Often the truck's cab has about five people crammed inside, all smiling beatifically - the effect is that of a single huge grin which runs the entire width of the vehicle. Very uplifting.

Clare (the Flying Nun), on her XT.

Clare (the Flying Nun), on her XT

Lahore is a vibrant city in much the same style as Peshawar, and we have used any excuse to hitch a ride in the brightly painted motorized rickshaws, which are local equivalent of the black hackney carriage. You haven't lived till you've experienced a ride in one of these supersonic
3-wheeled "comedy cabs". They appear to be exempt from any form of traffic regulations, and are driven by failed fighter pilots (I think...)

I spent the better part of a day wandering round the city trying to find a fiberglass repair shop to fix a damaged plastic side panel, a result of my "smashing" time on Shandur Pass. The Pakistanis are an eternally friendly and accommodating people, and before long I had a self appointed guide and benefactor to aid me in my quest. Very shortly afterwards, I found myself perched on the back of a tiny motorcycle, hurtling through the streets, whilst my ever helpful guide tried to engage me in a debate on the relative merits of Islam and Christianity, over his shoulder, seemingly oblivious of the traffic swerving and screaming in his path.

Perhaps this was a stratagem, as by the end of the ride I was prepared to convert to the bloody Moonies if only he'd let me get off.

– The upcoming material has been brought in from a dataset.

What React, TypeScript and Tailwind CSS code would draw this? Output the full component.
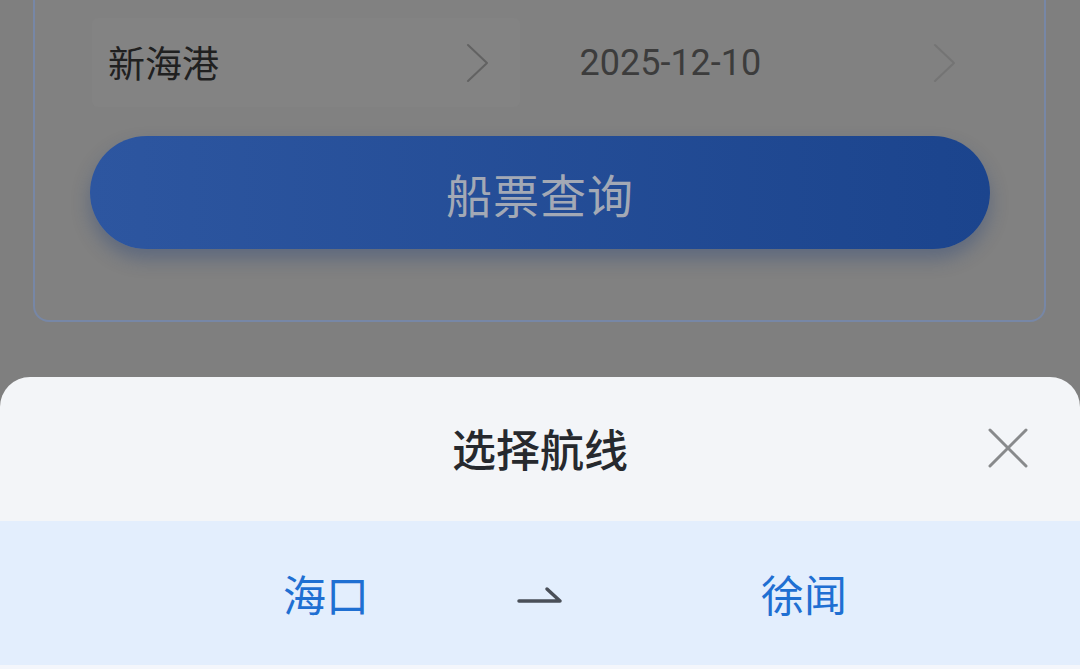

So I left with the promise that I would indeed be sure to read the Qu'ran, just as soon as they bring out a children's version, perhaps with pop-up prophets.

The food in Lahore was excellent, as it had been throughout Pakistan - I experienced difficulty in buttoning up my trousers by the end of my stay, and had to cut an extra hole in my belt.

I felt that stockpiling lard in this way would be a good idea to prepare for the assault on India, where I planned to go fully vegetarian.

My last evening in Pakistan was spent watching the numerous kites, which are flown from the tops of buildings in the sunset haze, another pleasingly nutty Lahore pursuit.